Dalam beberapa kesempatan bersua dan berinteraksi, untaian kalimat sarat makna dan nilai dari Datu Luwu Ke 40 La Maradang Mackulau Opu To Bau,SH. Beliau berbagi kisah dan pengetahuan perihal bagaimana filosofi dari simbol Pajung ri Luwu, pesan bijak yang akan selalu fresh di ingatan saya. Pajung ri Luwu adalah manifestasi simbolik kemuliaan tanah dan wija to Luwu ungkap beliau. Pada kubah masjid terdapat payung dimana sebahagian payung ini tak menampakkan wujud manusia. Penegasan simboliknya bahwa seorang pemimpin bijaknya bukan dia yang dipayungi, oleh karena dia adalah representasi dari fungsi payung sesungguhnya. Bahwa dialah yang mesti terdepan mengambil peran dan fungsi payung yang meneduhkan dan menentramkan. Tidak menyakiti hati rakyatnya dengan ucapan serta prilaku yang tak baik.
Pun demikian dengan Pakka, simbol ini harus mampu mengkomposisikan sebuah keselarasan bagaimana membangun Hablum minallah wa hablum minannas. Pakka ini juga harus menjadi simbol keseimbangan dalam hubungan Tuhan, Alam dan Manusia. Dimana pengelolaan sumber daya alam kita harus minim dari ego penguasaan dan pengelolaan terhadap sumber daya alam secara berlebihan. Sebab ini berpotensi akan membuat alam marah pada kita dengan membalas manusia dari arah yang tak terduga.
Kemajuan teknologi di era modern sekarang ini harusnya tetap membuat kita berpegang teguh pada warisan bijak di masa lalu yang termaktub dalam setiap pesan-pesan yang mulia Datu Luwu di atas.
Di tahun 2024 ini juga menjadi tahun yang sangat penting dalam perjalanan sejarah bangsa ini. Pelaksanaan Pemilu serentak secara tidak langsung menjadi momentum bagi Wija to Luwu melakukan retrospeksi nilai perjuangan masa lalu para pendahulu kita yang harus diakui telah membuahkan hasil yang luar biasa, berupa proses berdemokrasi bagi bangsa yang telah merdeka bernama pemilu serentak.

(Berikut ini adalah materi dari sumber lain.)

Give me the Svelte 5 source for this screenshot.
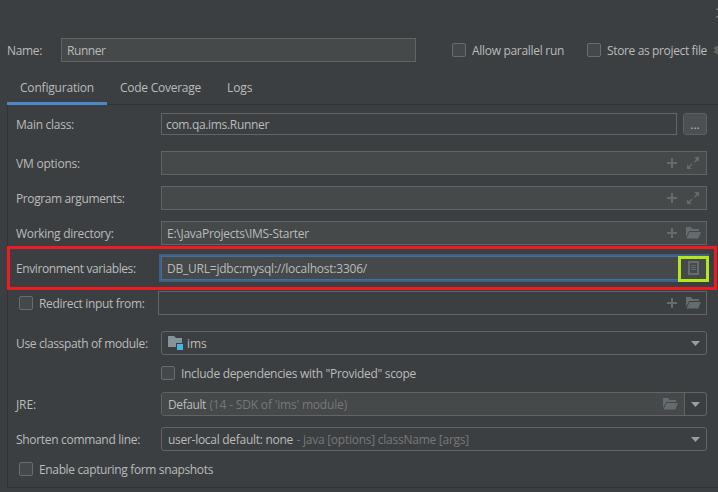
<script>
  // Tracks a label so that it takes exactly the given advance width.
  function fit(node, width) {
    const natural = node.getBoundingClientRect().width;
    node.style.letterSpacing = `${(width - natural) / node.textContent.length}px`;
  }
</script>

{#snippet t(text, width, cls = '')}<span class="t {cls}" use:fit={width}>{text}</span>{/snippet}

{#snippet plus()}
  <svg class="plus" width="10" height="10" viewBox="0 0 10 10"><path d="M4 0h2v4h4v2H6v4H4V6H0V4h4z" /></svg>
{/snippet}

{#snippet expand()}
  <svg class="expand" width="12" height="12" viewBox="0 0 12 12"><path d="M7.2 0H12v4.8L10.4 3.2 7.8 5.8l-.9-.9L9.3 2.1zM0 7.2l2.1 2.1L4.6 6.6l.9.9-2.6 2.9L4.8 12H0z" /></svg>
{/snippet}

{#snippet folder()}
  <svg class="folder" width="15" height="12" viewBox="0 0 15 12"><path d="M0 0h5l1.5 2H13v2H3.2L0 10z" /><path d="M3.5 5H15l-2.7 6.5H.5z" /></svg>
{/snippet}

{#snippet arrow()}
  <svg class="arrow" width="9" height="5" viewBox="0 0 9 5"><path d="M0 0h9L4.5 5z" /></svg>
{/snippet}

<div class="window">
  <svg class="close" width="2" height="10" viewBox="0 0 2 10"><path d="M.3 .5L2 2.3M.3 9.5L2 7.7" /></svg>

  <div class="head">
    <div class="name">{@render t('Name:', 35)}</div>
    <div class="field name-field">{@render t('Runner', 38.5)}</div>
    <div class="check allow"><i></i>{@render t('Allow parallel run', 92)}</div>
    <div class="check store"><i></i>{@render t('Store as project file', 100)}</div>
    <svg class="gear" width="4" height="8" viewBox="0 0 4 8"><path d="M0 1h2V0h2v8H2V7H0V5h1V3H0z" /></svg>
  </div>

  <div class="tabs">
    <div class="tab active">{@render t('Configuration', 74)}</div>
    <div class="tab">{@render t('Code Coverage', 81)}</div>
    <div class="tab">{@render t('Logs', 25.5)}</div>
  </div>

  <div class="panel">
    <div class="row main">
      <div class="label">{@render t('Main class:', 58)}</div>
      <div class="field dark">{@render t('com.qa.ims.Runner', 103)}</div>
      <div class="more"><span>...</span></div>
    </div>
    <div class="row first">
      <div class="label">{@render t('VM options:', 64)}</div>
      <div class="field">{@render plus()}{@render expand()}</div>
    </div>
    <div class="row">
      <div class="label">{@render t('Program arguments:', 108.5)}</div>
      <div class="field">{@render plus()}{@render expand()}</div>
    </div>
    <div class="row">
      <div class="label">{@render t('Working directory:', 97.5)}</div>
      <div class="field">{@render t('E:\\JavaProjects\\IMS-Starter', 142)}{@render plus()}{@render folder()}</div>
    </div>
    <div class="row env">
      <div class="label">{@render t('Environment variables:', 119.7)}</div>
      <div class="field focus">
        {@render t('DB_URL=jdbc:mysql://localhost:3306/', 200)}
        <svg class="list" width="11" height="14" viewBox="0 0 11 14"><path fill-rule="evenodd" d="M0 0h11v14H0zM2 2v10h7V2z" /><path d="M3 4h5v1H3zM3 6h5v1H3zM3 8h5v1H3z" /></svg>
      </div>
      <div class="mark red"></div>
      <div class="mark green"></div>
    </div>
    <div class="row">
      <div class="check redirect"><i></i>{@render t('Redirect input from:', 105.5)}</div>
      <div class="field dark">{@render plus()}{@render folder()}</div>
    </div>
    <div class="row first">
      <div class="label">{@render t('Use classpath of module:', 131.7)}</div>
      <div class="combo">
        <svg class="module" width="16" height="14" viewBox="0 0 16 14"><path fill="#87939a" d="M0 0h6l2 2h6v5H8v4H0z" /><path fill="#40b6e0" d="M9 8h6v6H9z" /></svg>
        {@render t('ims', 19.5)}{@render arrow()}
      </div>
    </div>
    <div class="check include"><i></i>{@render t('Include dependencies with "Provided" scope', 235)}</div>
    <div class="row jre">
      <div class="label">{@render t('JRE:', 20)}</div>
      <div class="combo split">
        <div class="value">{@render t('Default', 38)}{@render t("(14 - SDK of 'ims' module)", 137.5, 'dim')}{@render folder()}</div>
        {@render arrow()}
      </div>
    </div>
    <div class="row">
      <div class="label">{@render t('Shorten command line:', 124)}</div>
      <div class="combo">{@render t('user-local default: none', 125)}{@render t('- java [options] className [args]', 172.5, 'dim')}{@render arrow()}</div>
    </div>
    <div class="check enable"><i></i>{@render t('Enable capturing form snapshots', 174)}</div>
  </div>
</div>

<style>
  :global(body) { background: #3c3f41; overflow: hidden; }
  .window {
    position: relative;
    box-sizing: border-box;
    width: 718px;
    height: 492px;
    padding-top: 38px;
    overflow: hidden;
    background: #3c3f41;
    color: #bbb;
    font: 12px/16px "Open Sans", "Noto Sans", sans-serif;
  }
  .window * { box-sizing: border-box; }
  svg { display: block; flex: none; fill: #656c70; }
  .t { flex: none; white-space: pre; }
  .dim { color: #787878; margin-left: 3.5px; }
  .close { position: absolute; left: 716px; top: 8px; fill: none; stroke: #aaa; }
  .head { display: flex; align-items: center; height: 24px; padding-left: 7px; }
  .name { width: 54px; padding-top: 1px; }
  .field {
    display: flex;
    align-items: center;
    flex: 1;
    height: 24px;
    padding: 1px 13px 0 5px;
    border: 1px solid #646464;
    background: #45494a;
  }
  .name-field { flex: 0 0 355px; }
  .field.dark { background: #3c3f41; }
  .check { display: flex; align-items: center; height: 14px; white-space: nowrap; }
  .check i { flex: none; width: 14px; height: 14px; margin-right: 6px; border: 1px solid #6b6b6b; border-radius: 2px; background: #43494a; }
  .check .t { position: relative; top: 1px; }
  .allow { margin-left: 36px; width: 135px; }
  .store { width: 127px; }
  .gear { fill: #606263; }

  .tabs { display: flex; height: 42px; padding-left: 7px; }
  .tab { height: 43px; padding: 18px 13px 0; z-index: 1; }
  .tab.active { width: 100px; border-bottom: 3px solid #4a88c7; }

  .panel {
    display: flex;
    flex-direction: column;
    width: 712px;
    height: 384px;
    margin-left: 7px;
    padding: 8px 12px 0 8px;
    border: 1px solid #323232;
    border-right: 0;
  }
  .row { display: flex; align-items: center; flex: none; height: 24px; margin-top: 11px; position: relative; }
  .row.main { height: 22px; margin-top: 0; }
  .row.first { margin-top: 16px; }
  .label { width: 145px; flex: none; padding-top: 1px; }
  .main .field { height: 22px; padding-left: 4px; }
  .more {
    width: 24px;
    height: 22px;
    margin-left: 6px;
    border: 1px solid #5e6060;
    border-radius: 3px;
    background: #4c5052;
    text-align: center;
    line-height: 22px;
  }
  .plus { margin-left: auto; margin-right: 9px; }
  .field .expand { margin: 0 -6px 0 1px; }
  .field .folder { margin-right: -8px; }
  .plus, .expand, .folder { position: relative; top: -1px; }
  .focus { border-color: #466d94; box-shadow: 0 0 0 2px #3d6185; border-radius: 0; }
  .focus .list { margin: 0 -6px 0 auto; position: relative; top: -1px; }
  .mark { position: absolute; border: 3px solid; }
  .mark.red { left: -9px; top: -10px; width: 710px; height: 44px; border-color: #ed1c24; }
  .mark.green { left: 662px; top: 0; width: 31px; height: 26px; border-color: #b5e61d; }
  .redirect { width: 139px; margin-right: 3px; padding-left: 3px; }
  .combo {
    display: flex;
    align-items: center;
    flex: 1;
    height: 24px;
    padding: 0 6px;
    border: 1px solid #646464;
    border-radius: 3px;
  }
  .combo .t { padding-top: 1px; }
  .arrow { margin-left: auto; fill: #9c9fa1; }
  .module { margin-right: 3px; }
  .include { margin: 11px 0 1px 145px; }
  .split { padding-left: 0; }
  .value { display: flex; align-items: center; width: 523px; height: 22px; padding: 0 6px; border-right: 1px solid #646464; border-radius: 2px 0 0 2px; background: #45494a; }
  .value .folder { margin-left: auto; top: 0; }
  .enable { margin: 11px 0 0 3px; }
</style>
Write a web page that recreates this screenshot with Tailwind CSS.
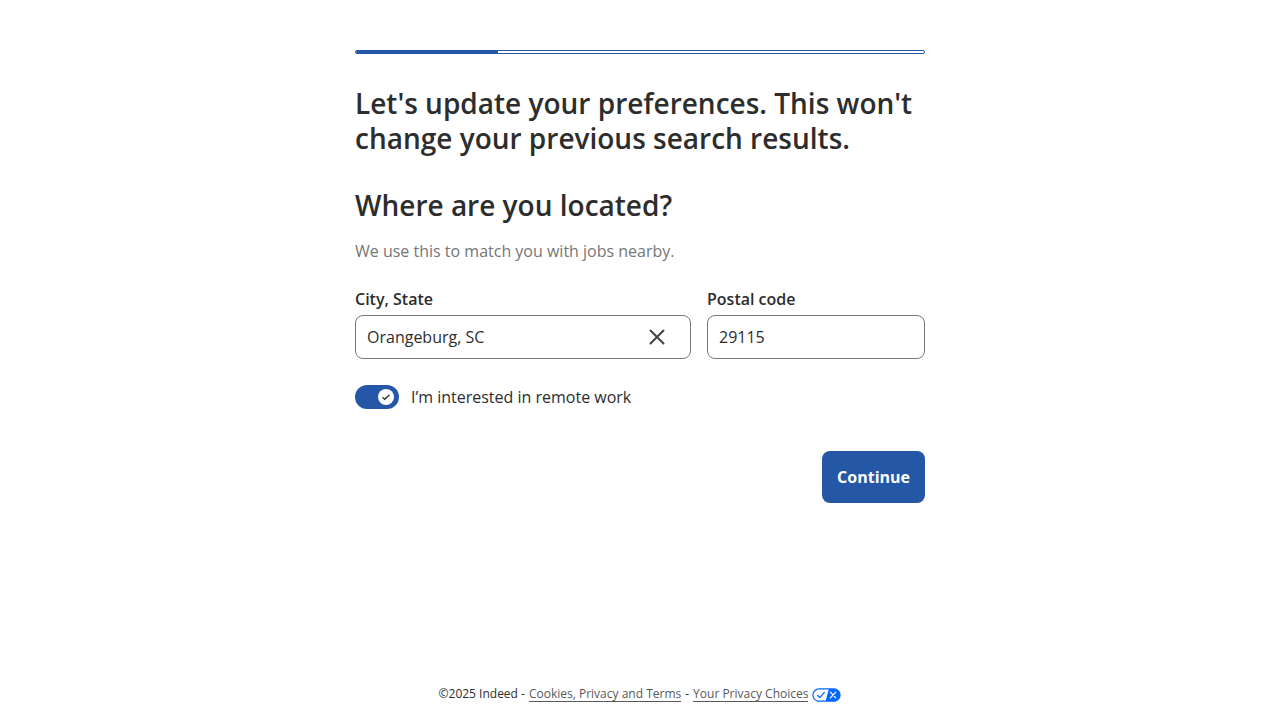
<!DOCTYPE html>
<html lang="en">
<head>
<meta charset="utf-8">
<meta name="viewport" content="width=device-width, initial-scale=1">
<title>Update your preferences</title>
<script src="https://cdn.jsdelivr.net/npm/@tailwindcss/browser@4"></script>
</head>
<body class="flex min-h-screen flex-col bg-white font-['Open_Sans','Noto_Sans',sans-serif] text-base text-[#2d2d2d]">
<main class="mx-auto w-full max-w-[602px] flex-1 px-4 pt-[50px]">
  <div role="progressbar" aria-label="Progress" aria-valuenow="25" aria-valuemin="0" aria-valuemax="100" class="h-1 overflow-hidden rounded-sm border border-[#2557a7] bg-white">
    <div class="-mt-px h-1 w-1/4 bg-[#2557a7]"></div>
  </div>
  <h1 class="mt-8 text-[28px] leading-[35px] font-semibold">Let's update your preferences. This won't change your previous search results.</h1>
  <h2 class="mt-8 text-[28px] leading-[35px] font-semibold">Where are you located?</h2>
  <p class="mt-4 text-base leading-6 text-[#767676]">We use this to match you with jobs nearby.</p>
  <form>
    <div class="mt-6 flex gap-4">
      <div class="min-w-0 flex-[336]">
        <label for="city" class="block leading-6 font-semibold">City, State</label>
        <div class="mt-1 flex h-11 items-center rounded-lg border border-[#767676] pr-[22px] pl-[11px]">
          <input id="city" type="text" value="Orangeburg, SC" class="min-w-0 flex-1 bg-transparent outline-none">
          <button type="button" aria-label="Clear city" class="text-[#424242]">
            <svg class="size-[22px]" viewBox="0 0 22 22" fill="none" stroke="currentColor" stroke-width="2" stroke-linecap="round"><path d="M4.500 4.500l13 13M17.500 4.500l-13 13"/></svg>
          </button>
        </div>
      </div>
      <div class="min-w-0 flex-[218]">
        <label for="postal" class="block leading-6 font-semibold">Postal code</label>
        <input id="postal" type="text" value="29115" class="mt-1 block h-11 w-full rounded-lg border border-[#767676] px-[11px] outline-none">
      </div>
    </div>
    <label class="mt-[26px] flex w-fit items-center gap-3 leading-6">
      <span class="relative flex h-6 w-11">
        <input type="checkbox" role="switch" checked class="h-6 w-11 appearance-none rounded-full bg-[#2557a7]">
        <svg class="pointer-events-none absolute inset-y-1 right-1 size-4 overflow-visible" viewBox="0 0 16 16" fill="none"><circle cx="7" cy="8" r="8" fill="#fff"/><path d="M3.500 8.200l2.200 2.100 4.800-4.600" stroke="#2d2d2d" stroke-width="1.200"/></svg>
      </span>
      <span>I’m interested in remote work</span>
    </label>
    <div class="mt-[42px] flex justify-end">
      <button type="submit" class="h-[52px] rounded-lg bg-[#2557a7] px-[15px] font-bold text-white">Continue</button>
    </div>
  </form>
</main>
<footer class="flex flex-wrap items-center justify-center gap-1 pb-4 text-xs leading-5">
  <span>©2025 Indeed -</span>
  <a href="#" class="border-b border-[#595959] leading-[15px] text-[#595959]">Cookies, Privacy and Terms</a>
  <span>-</span>
  <a href="#" class="border-b border-[#595959] leading-[15px] text-[#595959]">Your Privacy Choices</a>
  <svg class="mt-px h-[14px] w-[29px]" viewBox="0 0 30 14" aria-hidden="true"><path fill="#fff" d="M7.400 12.800h6.800l3.100-11.600H7.400C4.200 1.200 1.600 3.800 1.600 7s2.600 5.800 5.800 5.800z"/><path fill="#06f" d="M22.600 0H7.400C3.500 0 .4 3.100.4 7s3.100 7 7 7h15.200c3.900 0 7-3.100 7-7s-3.200-7-7-7zM1.600 7c0-3.200 2.600-5.800 5.800-5.800h9.900l-3.100 11.600H7.400C4.200 12.800 1.600 10.200 1.600 7z"/><path fill="none" stroke="#fff" stroke-width="1.300" stroke-linecap="round" d="M19 4l5.600 6M24.600 4L19 10"/><path fill="none" stroke="#06f" stroke-width="1.300" stroke-linecap="round" stroke-linejoin="round" d="M5.800 7.500l2.300 2.200L12.700 4.200"/></svg>
</footer>
</body>
</html>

Secara tidak langsung sesungguhnya kita masih berada dalam rangkaian Perlawanan Rakyat Luwu dalam versi berbeda namun tetap sama. Jika dulu mereka berjuang melawan penjajah, maka sekarang kita tetap berada dalam zona sedang berjuang meskipun yang kita lawan adalah egoisme berlebih dalam diri kita sendiri.
Sebagai catatan penutup, hingga hari ini dan sampai kapanpun saya akan selalu merasa menjadi salah satu dari sekian banyak orang yang beruntung memiliki Darah Wija to Luwu. Terbetik asa kelak, bahwa betapa luar biasanya kehidupan masyarakat kita di tana luwu ini, jikalau banyak orang membina dirinya agar memiliki kualitas hidup dengan tetap menjadikan local wisdom sebagai bahagian rujukannya. Dan betapa afdalnya jika para politisi, pemimpin dan calon pemimpin di tana Luwu ini merawat sifat dan sikap “SIPAKATAU” serta merasa wajib mengolah perilakunya ke tatanan kualitas mumpuni. Sehingga imbasnya adalah, rakyat tanpa paksaan dan penuh kesukarelaan akan mendukungnya dan akan selalu menghormatinya. Dan dengan sendirinya akan lahir jiwa patriotisme serta hadirnya harmonisasi di lintas generasi kita di Tana Luwu ini hari ini, esok dan yang akan datang.
Selamat Hari Jadi Luwu ke 756 dan Hari Perlawanan Rakyat Luwu ke 78.